From: Ben Reser <ben_at_reser.org>
Date: 2005-04-03 02:18:16 CEST

On Sat, Apr 02, 2005 at 03:37:34PM -0800, Justin Erenkrantz wrote:
> My concern is that once we send a public email to any list, that version is
> gone - hence, the tag should be laid down at that point. There should
> never be any confusion as to, say, what the 1.1.4 release contains.

What's the confusion? I always announced on IRC when I was soliciting
testing what revision the release was cut from on the branch. The only
difference that would ever exist between the tag and the branch would be
the minor differences between the svn_version.h file.

> I'm not comfortable sending anything to any list saying 'this is 1.1.4'
> (including to dev@svn soliciting signatures for approval) without having
> the /tags/1.1.4 created first. If there's a problem with the 1.1.4 tag
> during the signature process, then we would bump to 1.1.5 - not reuse 1.1.4.

I have no problem with tossing the revision number if we toss the
tarball. But I don't think the tag should exist until we decide that it
is a good release.

> Our downstream packagers just need to be aware that a release isn't
> official until we send the announcement.
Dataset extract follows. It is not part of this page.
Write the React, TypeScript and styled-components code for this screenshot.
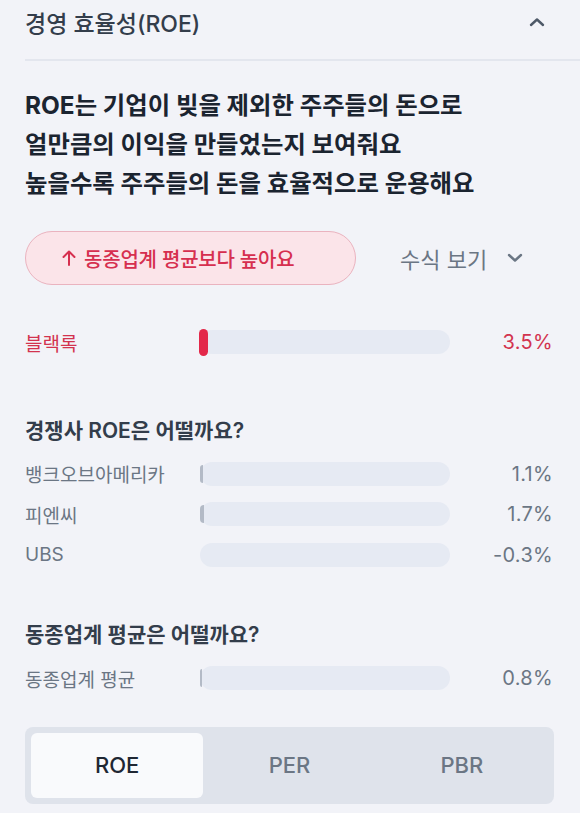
import React from "react";
import styled, { createGlobalStyle } from "styled-components";

const Global = createGlobalStyle`
  html, body { margin: 0; padding: 0; background: #f2f3f8; }
  body { font-family: "Inter", "Noto Sans CJK KR", sans-serif; -webkit-font-smoothing: antialiased; }
`;

const Page = styled.div`
  background: #f2f3f8;
  min-height: 813px;
  padding: 0 27px 0 25px;
  box-sizing: border-box;
  overflow: hidden;
`;

const Header = styled.div`
  height: 44px;
  display: flex;
  align-items: center;
  justify-content: space-between;
  padding-right: 8px;
`;

const HeaderTitle = styled.div`
  font-size: 23px;
  color: #333d4b;
  font-weight: 500;
`;

const Divider = styled.div`
  height: 2px;
  background: #e3e6ee;
  margin: 15px -27px 0 0;
`;

const Description = styled.p`
  margin: 25px 0 0;
  font-size: 24.4px;
  line-height: 39px;
  font-weight: 700;
  color: #1b2430;
`;

const ActionRow = styled.div`
  margin-top: 28px;
  display: flex;
  align-items: center;
`;

const Badge = styled.div`
  width: 331px;
  height: 54px;
  box-sizing: border-box;
  padding-left: 36px;
  border-radius: 27px;
  border: 1px solid #eab3bf;
  background: #fbe4e9;
  color: #d62f4f;
  font-size: 20px;
  font-weight: 500;
  display: flex;
  align-items: center;
  gap: 8px;
  letter-spacing: -0.2px;
`;

const FormulaToggle = styled.div`
  margin-left: 44px;
  display: flex;
  align-items: center;
  gap: 20px;
  font-size: 22px;
  color: #6b7684;
`;

const Row = styled.div<{ $highlight?: boolean }>`
  height: 40.5px;
  display: grid;
  grid-template-columns: 175px 250px 1fr;
  align-items: center;
  font-size: 19px;
  color: ${(p) => (p.$highlight ? "#d2334f" : "#6b7684")};
`;

const FirstRowWrap = styled.div`
  margin-top: 37px;
`;

const Value = styled.div`
  text-align: right;
  font-size: 20px;
  letter-spacing: 0.3px;
`;

const Track = styled.div`
  height: 24px;
  border-radius: 12px;
  background: #e6eaf3;
  display: flex;
  align-items: center;
`;

const Fill = styled.div<{ $highlight?: boolean }>`
  height: ${(p) => (p.$highlight ? "27px" : "18px")};
  border-radius: ${(p) => (p.$highlight ? "5px" : "10px 0 0 10px")};
  background: ${(p) => (p.$highlight ? "#e3284a" : "#b3bac6")};
  margin-left: ${(p) => (p.$highlight ? "-1px" : "0")};
`;

const SectionTitle = styled.div<{ $top: number }>`
  margin-top: ${(p) => p.$top}px;
  margin-bottom: 9px;
  font-size: 21px;
  line-height: 28px;
  font-weight: 600;
  color: #333d4b;
`;

const Tabs = styled.div`
  margin-top: 28px;
  height: 77px;
  box-sizing: border-box;
  padding: 6px;
  border-radius: 8px;
  background: #dfe3eb;
  display: grid;
  grid-template-columns: repeat(3, 1fr);
  width: 529px;
`;

const Tab = styled.div<{ $active?: boolean }>`
  border-radius: 6px;
  background: ${(p) => (p.$active ? "#f9fafc" : "transparent")};
  color: ${(p) => (p.$active ? "#1f2733" : "#6b7684")};
  font-size: 22px;
  font-weight: 500;
  display: flex;
  align-items: center;
  justify-content: center;
`;

const ChevronUp = () => (
  <svg width="16" height="10" viewBox="0 0 16 10" fill="none">
    <path d="M2 8L8 2.5L14 8" stroke="#4e5968" strokeWidth="2.4" strokeLinecap="round" strokeLinejoin="round" />
  </svg>
);

const ChevronDown = () => (
  <svg width="16" height="10" viewBox="0 0 16 10" fill="none">
    <path d="M2 2L8 7.5L14 2" stroke="#6b7684" strokeWidth="2.4" strokeLinecap="round" strokeLinejoin="round" />
  </svg>
);

const ArrowUp = () => (
  <svg width="14" height="18" viewBox="0 0 14 18" fill="none">
    <path d="M7 16V2.5M1.5 8L7 2.5L12.5 8" stroke="#d62f4f" strokeWidth="2" strokeLinecap="round" strokeLinejoin="round" />
  </svg>
);

type Item = { name: string; value: number; highlight?: boolean };

const BarRow = ({ name, value, highlight }: Item) => {
  const w = value > 0 ? (highlight ? 9 : Math.max(2, Math.round((value / 100) * 250))) : 0;
  return (
    <Row $highlight={highlight}>
      <div>{name}</div>
      <Track>{w > 0 && <Fill $highlight={highlight} style={{ width: w }} />}</Track>
      <Value>{value.toFixed(1)}%</Value>
    </Row>
  );
};

const competitors: Item[] = [
  { name: "뱅크오브아메리카", value: 1.1 },
  { name: "피엔씨", value: 1.7 },
  { name: "UBS", value: -0.3 },
];

export default function App() {
  return (
    <>
      <Global />
      <Page>
        <Header>
          <HeaderTitle>경영 효율성(ROE)</HeaderTitle>
          <ChevronUp />
        </Header>
        <Divider />
        <Description>
          ROE는 기업이 빚을 제외한 주주들의 돈으로
          <br />
          얼만큼의 이익을 만들었는지 보여줘요
          <br />
          높을수록 주주들의 돈을 효율적으로 운용해요
        </Description>
        <ActionRow>
          <Badge>
            <ArrowUp />
            동종업계 평균보다 높아요
          </Badge>
          <FormulaToggle>
            수식 보기
            <ChevronDown />
          </FormulaToggle>
        </ActionRow>
        <FirstRowWrap>
          <BarRow name="블랙록" value={3.5} highlight />
        </FirstRowWrap>
        <SectionTitle $top={54}>경쟁사 ROE은 어떨까요?</SectionTitle>
        {competitors.map((c) => (
          <BarRow key={c.name} {...c} />
        ))}
        <SectionTitle $top={46}>동종업계 평균은 어떨까요?</SectionTitle>
        <BarRow name="동종업계 평균" value={0.8} />
        <Tabs>
          <Tab $active>ROE</Tab>
          <Tab>PER</Tab>
          <Tab>PBR</Tab>
        </Tabs>
      </Page>
    </>
  );
}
I think that's highly optomistic. Our repository is a communication
medium. Basically if you don't read dev you can't be sure what the
status of the tag is. When I've done announcements on the weekends
sometimes the announcement email hasn't been moderated through until
Monday.

If you absolutely must have a tag then name it 1.1.4-test or something
like that. If the release is okay then mv it to 1.1.4, if it's trashed
then we just delete it and never post that tarball and start over with
1.1.5.

But I really do believe that creating a tag says "this is a release."

Frankly, I've always wondered why we don't have a "tags" directory and a
"releases" directory. It seems cluttered to have release tags mixed
with unrelated tags that we might want to use. Plus having a releases
directory enhances the communication factor that the tag represents.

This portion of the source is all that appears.